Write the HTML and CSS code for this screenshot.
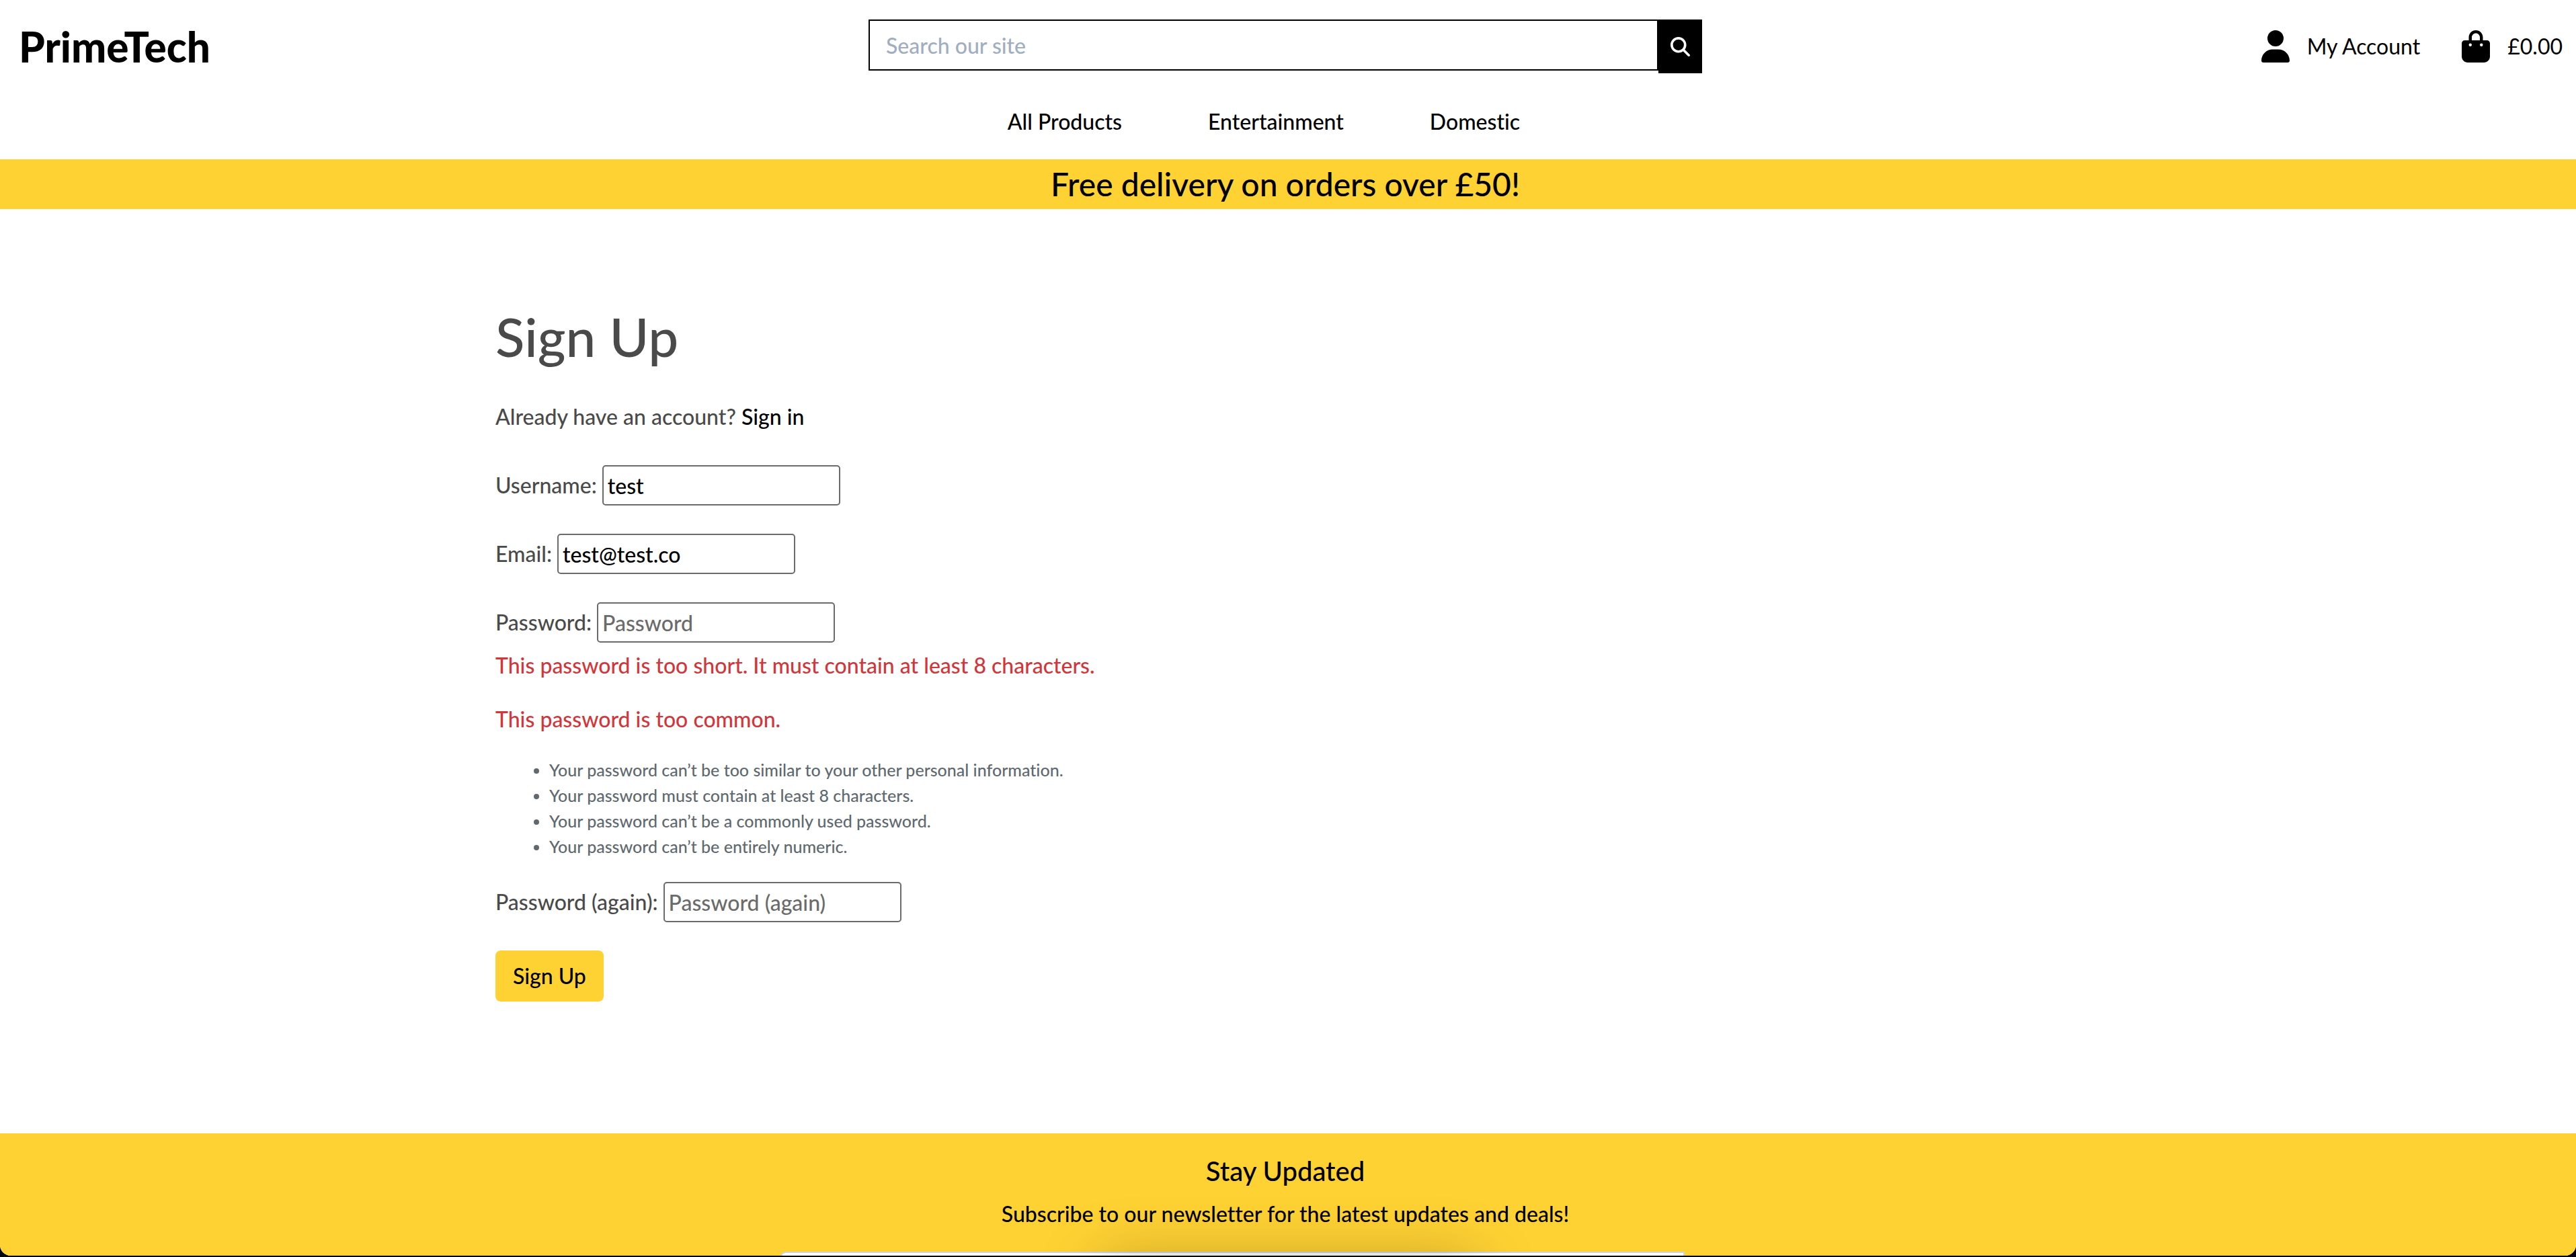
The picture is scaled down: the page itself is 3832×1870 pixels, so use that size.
FILE: index.html
```html
<!DOCTYPE html>
<html lang="en">
<head>
  <meta charset="utf-8">
  <meta name="viewport" content="width=device-width, initial-scale=1">
  <title>PrimeTech - Sign Up</title>
  <link rel="stylesheet" href="styles.css">
</head>
<body>
  <div class="page">
    <header class="header">
      <div class="header-row">
        <a class="logo" href="#">PrimeTech</a>
        <form class="search" role="search">
          <input class="search-input" type="search" placeholder="Search our site" aria-label="Search our site">
          <button class="search-button" type="submit" aria-label="Search">
            <svg class="search-icon" viewBox="0 0 512 512" aria-hidden="true"><path d="M416 208c0 45.900-14.900 88.300-40 122.700L502.600 457.400c12.500 12.500 12.500 32.800 0 45.300s-32.800 12.500-45.300 0L330.700 376c-34.400 25.200-76.800 40-122.700 40C93.100 416 0 322.900 0 208S93.100 0 208 0S416 93.100 416 208zM208 352a144 144 0 1 0 0-288 144 144 0 1 0 0 288z"/></svg>
          </button>
        </form>
        <div class="account">
          <a class="account-link" href="#">
            <svg class="account-icon" viewBox="0 0 448 512" aria-hidden="true"><path d="M224 256A128 128 0 1 0 224 0a128 128 0 1 0 0 256zm-45.700 48C79.800 304 0 383.800 0 482.300C0 498.700 13.300 512 29.700 512H418.300c16.400 0 29.700-13.300 29.700-29.700C448 383.800 368.200 304 269.700 304H178.300z"/></svg>
            <span>My Account</span>
          </a>
          <a class="account-link" href="#">
            <svg class="account-icon" viewBox="0 0 448 512" aria-hidden="true"><path d="M160 112c0-35.300 28.700-64 64-64s64 28.700 64 64v48H160V112zm-48 48H48c-26.500 0-48 21.500-48 48V416c0 53 43 96 96 96H352c53 0 96-43 96-96V208c0-26.500-21.500-48-48-48H336V112C336 50.100 285.900 0 224 0S112 50.100 112 112v48zm24 48a24 24 0 1 1 0 48 24 24 0 1 1 0-48zm152 24a24 24 0 1 1 48 0 24 24 0 1 1 -48 0z"/></svg>
            <span>£0.00</span>
          </a>
        </div>
      </div>
      <nav class="nav">
        <a href="#">All Products</a>
        <a href="#">Entertainment</a>
        <a href="#">Domestic</a>
      </nav>
    </header>

    <div class="banner">Free delivery on orders over £50!</div>

    <main class="main">
      <h1 class="title">Sign Up</h1>
      <p class="intro">Already have an account? <a href="#">Sign in</a></p>
      <form class="signup">
        <div class="field">
          <label for="username">Username:</label>
          <input id="username" type="text" value="test">
        </div>
        <div class="field">
          <label for="email">Email:</label>
          <input id="email" type="email" value="test@test.co">
        </div>
        <div class="field field-invalid">
          <label for="password1">Password:</label>
          <input id="password1" type="password" placeholder="Password">
        </div>
        <p class="error">This password is too short. It must contain at least 8 characters.</p>
        <p class="error">This password is too common.</p>
        <ul class="hints">
          <li>Your password can’t be too similar to your other personal information.</li>
          <li>Your password must contain at least 8 characters.</li>
          <li>Your password can’t be a commonly used password.</li>
          <li>Your password can’t be entirely numeric.</li>
        </ul>
        <div class="field">
          <label for="password2">Password (again):</label>
          <input id="password2" type="password" placeholder="Password (again)">
        </div>
        <button class="submit" type="submit">Sign Up</button>
      </form>
    </main>

    <footer class="footer">
      <h2 class="footer-title">Stay Updated</h2>
      <p class="footer-text">Subscribe to our newsletter for the latest updates and deals!</p>
      <form class="newsletter">
        <input class="newsletter-input" type="email" aria-label="Email address">
        <button class="newsletter-button" type="submit" aria-label="Subscribe"></button>
      </form>
      <div class="shade"></div>
    </footer>
  </div>
</body>
</html>
```
FILE: styles.css
```css
* {
  box-sizing: border-box;
}

body {
  margin: 0;
  background: #05050f;
  color: #000;
  font-family: Lato, "Open Sans", sans-serif;
  font-size: 32px;
  font-weight: 500;
  font-variant-ligatures: none;
  line-height: 48px;
}

h1, h2, p, ul {
  margin: 0;
  font-weight: 500;
}

a {
  color: #000;
  text-decoration: none;
}

input, button {
  font: inherit;
  color: #000;
}

.page {
  height: calc(100vh - 2px);
  overflow: hidden;
  border-radius: 0 0 16px 16px;
  background: #fff;
}

/* Header */

.header {
  padding: 29px 20px 32px 12px;
}

.header-row {
  display: grid;
  grid-template-columns: 1fr minmax(0, 1240px) 1fr;
  align-items: center;
}

.logo {
  padding-left: 16px;
  font-size: 62px;
  font-weight: 900;
  line-height: 80px;
}

.search {
  display: flex;
  align-items: flex-start;
}

.search-input {
  flex: 1;
  min-width: 0;
  height: 76px;
  padding: 0 24px;
  border: 2px solid #000;
  border-radius: 0;
  background: #fff;
  appearance: none;
}

.search-input::placeholder {
  color: #a0aec0;
  opacity: 1;
}

.search-button {
  display: flex;
  align-items: center;
  justify-content: center;
  width: 65px;
  height: 80px;
  padding: 0;
  border: 0;
  background: #000;
}

.search-icon {
  width: 29px;
  height: 29px;
  fill: #fff;
}

.account {
  display: flex;
  justify-content: flex-end;
  gap: 62px;
  font-weight: 400;
}

.account-link {
  display: flex;
  align-items: center;
  gap: 26px;
}

.account-icon {
  width: 42px;
  height: 48px;
}

.nav {
  display: flex;
  justify-content: center;
  gap: 128px;
  padding-top: 48px;
  padding-right: 64px;
}

.banner {
  padding-right: 8px;
  background: #ffd233;
  font-size: 48px;
  line-height: 74px;
  text-align: center;
}

/* Sign-up form */

.main {
  max-width: 2358px;
  margin: 0 auto;
  padding: 141px 0 196px;
  color: #4a4a4a;
}

.title {
  margin-bottom: 48px;
  font-size: 80px;
  line-height: 96px;
}

.intro {
  margin-bottom: 48px;
}

.field {
  display: flex;
  align-items: center;
  gap: 8px;
  margin-bottom: 42px;
}

.field input {
  width: 354px;
  height: 60px;
  padding: 0 6px;
  border: 2px solid #6b6b6b;
  border-radius: 5px;
  background: #fff;
}

.field input::placeholder {
  color: #6b6b6b;
  opacity: 1;
}

.field-invalid {
  margin-bottom: 10px;
}

.error {
  margin-bottom: 32px;
  color: #d1363b;
}

.hints {
  margin-bottom: 34px;
  padding-left: 80px;
  color: #606970;
  font-size: 25px;
  line-height: 38px;
}

.submit {
  display: block;
  height: 76px;
  padding: 0 26px;
  border: 0;
  border-radius: 8px;
  background: #ffd233;
}

/* Newsletter */

.footer {
  position: relative;
  padding: 32px 8px 64px 0;
  background: #ffd233;
  text-align: center;
}

.footer-title {
  margin-bottom: 16px;
  font-size: 40px;
}

.footer-text {
  margin-bottom: 32px;
}

.newsletter {
  display: flex;
  justify-content: center;
}

.newsletter-input {
  width: 1345px;
  height: 76px;
  padding: 0 24px;
  border: 2px solid #ced4da;
  border-radius: 8px 0 0 8px;
  background: #fff;
}

.newsletter-button {
  width: 157px;
  border: 0;
  background: #ffd233;
}

/* Soft shadow that rises over the bottom edge of the page */
.shade {
  position: absolute;
  top: 198px;
  left: 50%;
  width: 540px;
  height: 60px;
  margin-left: -270px;
  box-shadow: 0 0 90px 10px rgba(0, 0, 0, 0.25);
  pointer-events: none;
}
```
· · ·
» What is required: Pull out all lines containing "size".

» Complete answer:
The picture is scaled down: the page itself is 3832×1870 pixels, so use that size.
  font-size: 32px;
  font-size: 62px;
  font-size: 48px;
  font-size: 80px;
  font-size: 25px;
  font-size: 40px;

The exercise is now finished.